Work to be completed -> Pull each line holding the word "styles" from the data.
※ ※ ※
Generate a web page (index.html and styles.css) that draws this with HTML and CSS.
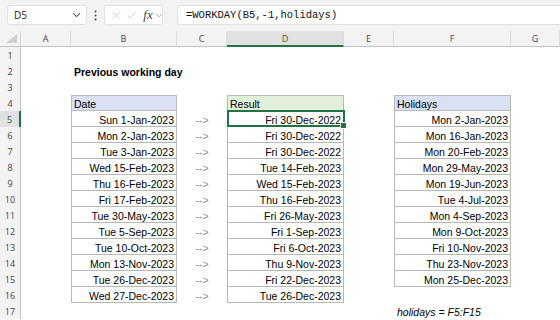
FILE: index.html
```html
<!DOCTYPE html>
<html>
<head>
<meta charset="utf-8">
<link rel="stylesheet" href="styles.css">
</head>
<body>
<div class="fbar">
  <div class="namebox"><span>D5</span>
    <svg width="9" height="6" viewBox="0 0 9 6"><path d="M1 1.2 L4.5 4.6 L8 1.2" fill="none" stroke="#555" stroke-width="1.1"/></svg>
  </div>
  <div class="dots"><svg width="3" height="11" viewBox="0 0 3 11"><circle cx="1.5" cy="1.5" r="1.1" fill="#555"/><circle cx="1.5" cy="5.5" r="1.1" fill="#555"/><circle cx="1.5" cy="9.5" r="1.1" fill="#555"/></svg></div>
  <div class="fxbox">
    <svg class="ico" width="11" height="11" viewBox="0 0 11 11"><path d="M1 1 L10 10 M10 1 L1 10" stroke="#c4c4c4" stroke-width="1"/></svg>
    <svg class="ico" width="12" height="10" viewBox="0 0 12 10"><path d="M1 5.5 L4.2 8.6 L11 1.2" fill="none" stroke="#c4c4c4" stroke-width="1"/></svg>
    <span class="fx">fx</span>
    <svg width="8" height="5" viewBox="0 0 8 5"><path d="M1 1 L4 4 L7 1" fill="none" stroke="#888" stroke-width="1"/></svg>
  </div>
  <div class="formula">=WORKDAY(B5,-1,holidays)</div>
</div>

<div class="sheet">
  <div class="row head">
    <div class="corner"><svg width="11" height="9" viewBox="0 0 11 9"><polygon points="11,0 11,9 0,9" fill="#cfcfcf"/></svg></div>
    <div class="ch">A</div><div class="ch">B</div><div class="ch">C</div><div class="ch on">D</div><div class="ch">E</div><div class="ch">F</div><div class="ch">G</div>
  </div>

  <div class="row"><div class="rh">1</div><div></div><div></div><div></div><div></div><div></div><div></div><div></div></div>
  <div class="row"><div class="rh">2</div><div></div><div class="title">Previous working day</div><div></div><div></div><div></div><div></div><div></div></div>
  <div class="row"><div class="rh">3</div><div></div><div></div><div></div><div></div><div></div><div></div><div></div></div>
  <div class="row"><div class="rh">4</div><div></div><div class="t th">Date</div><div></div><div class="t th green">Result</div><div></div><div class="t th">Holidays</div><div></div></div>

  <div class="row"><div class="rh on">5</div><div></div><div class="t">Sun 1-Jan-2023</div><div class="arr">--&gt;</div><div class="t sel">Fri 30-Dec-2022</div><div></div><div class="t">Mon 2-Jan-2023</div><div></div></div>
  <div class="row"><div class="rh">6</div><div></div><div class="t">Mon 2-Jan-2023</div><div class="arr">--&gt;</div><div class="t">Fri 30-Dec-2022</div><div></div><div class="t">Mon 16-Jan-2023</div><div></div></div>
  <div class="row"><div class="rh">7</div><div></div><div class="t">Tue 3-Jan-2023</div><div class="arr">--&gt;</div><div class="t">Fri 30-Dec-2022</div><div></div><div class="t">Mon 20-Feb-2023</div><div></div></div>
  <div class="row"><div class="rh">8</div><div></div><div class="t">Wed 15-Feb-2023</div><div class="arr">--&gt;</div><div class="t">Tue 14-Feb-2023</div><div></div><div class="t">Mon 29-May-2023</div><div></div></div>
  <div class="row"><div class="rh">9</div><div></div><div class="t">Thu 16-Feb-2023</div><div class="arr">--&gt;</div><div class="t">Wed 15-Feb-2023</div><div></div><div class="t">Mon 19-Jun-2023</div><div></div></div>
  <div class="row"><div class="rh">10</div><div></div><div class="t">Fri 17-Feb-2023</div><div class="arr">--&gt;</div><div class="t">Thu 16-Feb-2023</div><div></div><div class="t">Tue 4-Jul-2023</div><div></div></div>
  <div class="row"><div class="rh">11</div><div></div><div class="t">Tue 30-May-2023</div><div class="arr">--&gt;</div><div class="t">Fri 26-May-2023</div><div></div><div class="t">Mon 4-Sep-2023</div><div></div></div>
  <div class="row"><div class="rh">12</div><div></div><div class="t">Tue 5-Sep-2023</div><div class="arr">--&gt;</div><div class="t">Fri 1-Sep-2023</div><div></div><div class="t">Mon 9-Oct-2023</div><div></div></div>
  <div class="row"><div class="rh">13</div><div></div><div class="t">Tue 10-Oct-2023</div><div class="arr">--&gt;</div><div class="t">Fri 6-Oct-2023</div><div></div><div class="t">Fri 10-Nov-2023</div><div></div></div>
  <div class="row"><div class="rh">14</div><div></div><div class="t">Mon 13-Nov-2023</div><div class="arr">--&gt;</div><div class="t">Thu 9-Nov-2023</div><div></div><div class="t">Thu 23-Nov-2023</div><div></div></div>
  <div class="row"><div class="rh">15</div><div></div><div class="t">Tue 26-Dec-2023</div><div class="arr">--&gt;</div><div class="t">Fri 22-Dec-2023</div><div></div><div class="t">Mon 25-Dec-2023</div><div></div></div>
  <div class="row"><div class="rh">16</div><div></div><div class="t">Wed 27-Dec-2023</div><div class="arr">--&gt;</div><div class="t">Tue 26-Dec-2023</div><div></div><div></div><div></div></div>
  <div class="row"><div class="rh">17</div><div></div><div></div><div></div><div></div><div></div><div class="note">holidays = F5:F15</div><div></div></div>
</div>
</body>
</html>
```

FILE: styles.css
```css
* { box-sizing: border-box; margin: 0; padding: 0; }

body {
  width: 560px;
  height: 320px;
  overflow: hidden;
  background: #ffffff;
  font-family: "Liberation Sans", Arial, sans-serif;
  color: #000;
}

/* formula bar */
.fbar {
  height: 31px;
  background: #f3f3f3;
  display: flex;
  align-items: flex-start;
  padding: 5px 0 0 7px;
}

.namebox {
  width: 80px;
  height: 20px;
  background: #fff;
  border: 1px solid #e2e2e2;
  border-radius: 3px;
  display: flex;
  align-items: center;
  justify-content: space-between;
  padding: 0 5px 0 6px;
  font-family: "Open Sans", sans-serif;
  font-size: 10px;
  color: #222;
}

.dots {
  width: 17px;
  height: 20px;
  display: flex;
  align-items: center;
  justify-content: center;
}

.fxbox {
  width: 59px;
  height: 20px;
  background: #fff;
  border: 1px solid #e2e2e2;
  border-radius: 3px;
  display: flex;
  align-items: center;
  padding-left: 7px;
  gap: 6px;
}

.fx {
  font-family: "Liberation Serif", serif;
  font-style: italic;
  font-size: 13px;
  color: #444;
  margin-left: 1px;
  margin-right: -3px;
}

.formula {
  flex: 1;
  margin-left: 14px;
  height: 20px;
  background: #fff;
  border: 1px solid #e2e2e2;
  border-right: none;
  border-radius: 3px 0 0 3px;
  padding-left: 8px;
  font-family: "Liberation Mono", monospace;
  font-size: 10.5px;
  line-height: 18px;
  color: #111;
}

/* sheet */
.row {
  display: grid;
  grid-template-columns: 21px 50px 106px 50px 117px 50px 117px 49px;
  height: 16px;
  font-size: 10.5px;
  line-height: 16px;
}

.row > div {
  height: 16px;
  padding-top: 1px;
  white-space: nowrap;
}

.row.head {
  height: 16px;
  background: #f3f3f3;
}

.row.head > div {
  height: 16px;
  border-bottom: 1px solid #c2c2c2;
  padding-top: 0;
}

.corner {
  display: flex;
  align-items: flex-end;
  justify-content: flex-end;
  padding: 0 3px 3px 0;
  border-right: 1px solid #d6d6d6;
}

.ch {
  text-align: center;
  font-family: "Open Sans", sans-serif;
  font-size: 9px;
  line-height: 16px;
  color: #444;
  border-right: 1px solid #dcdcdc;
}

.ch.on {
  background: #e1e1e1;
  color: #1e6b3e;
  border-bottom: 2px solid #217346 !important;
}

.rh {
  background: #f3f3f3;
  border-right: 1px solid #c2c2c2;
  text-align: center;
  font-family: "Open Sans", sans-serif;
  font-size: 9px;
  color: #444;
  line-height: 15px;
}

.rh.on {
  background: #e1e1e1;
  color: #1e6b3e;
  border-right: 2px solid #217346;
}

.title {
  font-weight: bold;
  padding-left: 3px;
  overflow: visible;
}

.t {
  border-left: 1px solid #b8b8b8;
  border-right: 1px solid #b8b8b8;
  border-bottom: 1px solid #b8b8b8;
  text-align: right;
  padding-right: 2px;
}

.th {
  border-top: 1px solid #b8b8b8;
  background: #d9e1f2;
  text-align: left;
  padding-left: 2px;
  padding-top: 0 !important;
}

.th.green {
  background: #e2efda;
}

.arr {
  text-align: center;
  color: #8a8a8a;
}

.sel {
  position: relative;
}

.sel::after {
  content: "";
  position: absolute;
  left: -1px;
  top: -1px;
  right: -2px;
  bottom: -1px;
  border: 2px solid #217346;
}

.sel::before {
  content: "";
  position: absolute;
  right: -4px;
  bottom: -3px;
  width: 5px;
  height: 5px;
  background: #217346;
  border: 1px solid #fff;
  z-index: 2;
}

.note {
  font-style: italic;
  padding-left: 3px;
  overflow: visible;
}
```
※ ※ ※
Written answer ->
Generate a web page (index.html and styles.css) that draws this with HTML and CSS.
<link rel="stylesheet" href="styles.css">
FILE: styles.css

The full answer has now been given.